6For this bill, see the letter immediately above.

7Pa. Gaz. reported, Feb. 28, 1760, that “open Hostilities” had broken out between disaffected Cherokee and the government of South Carolina over incidents reaching back to the expedition against Fort Duquesne in 1758 (above, VIII, 76–7 n). On the return journey the Cherokee had stolen horses and fought several small engagements with frontiersmen in Bedford Co., Va., where they incurred losses. In April 1759 they retaliated by killing about a score of settlers in the back country of South Carolina, whereupon Gov. William H. Lyttelton cut off trade with them and got his Assembly to vote 1500 men for a punitive expedition. Some of their chieftains concluded a peace treaty, Dec. 26, 1759, but this did not prevent an Indian offensive in January 1760, which took the lives of 40 to 50 settlers, and depopulated the South Carolina upcountry. The Cherokee captured Fort Loudoun (in present-day Tennessee), but were finally subdued in the fall of 1761 by two expeditions of regulars sent by General Amherst from the north. John Richard Alden, John Stuart and the Southern Colonial Frontier (Ann Arbor, 1944), pp. 78–88.

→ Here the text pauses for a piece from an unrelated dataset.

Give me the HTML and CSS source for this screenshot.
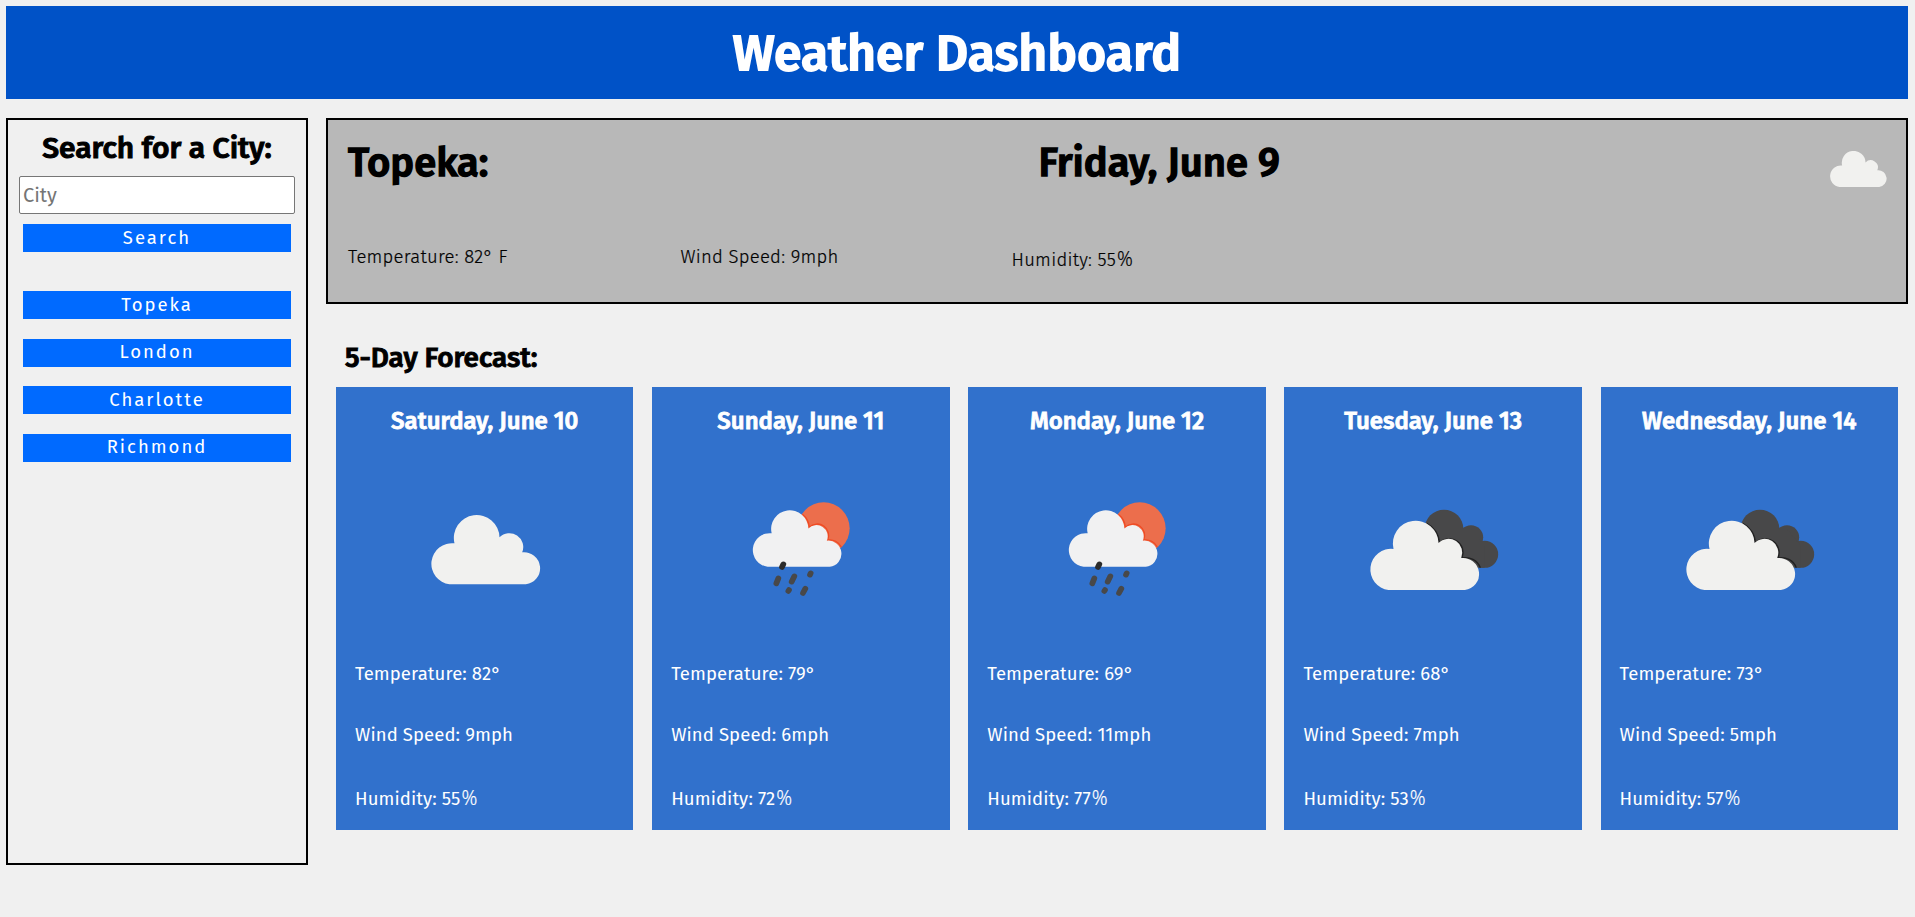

8Charles Clinton Beatty (c. 1715–1772), a popular Presbyterian clergyman, had been chaplain of the forces under BF, building forts in Northampton Co., Pa., during the winter of 1756; see above, VI, 358, 382; Autobiog. (APS-Yale edit.), p. 235. He was now sailing to England and Ireland to raise money for the support of his poor colleagues and their families. See below, p. 174.

9Pa. Gaz., March 6, 1760, reported the clearance of the Rachel, Capt. Thomas Grant, for Liverpool.

1No letter from BF to Norris of this date has been found.

2For BF’s investments on Norris’ behalf, see above, VIII, 147–8.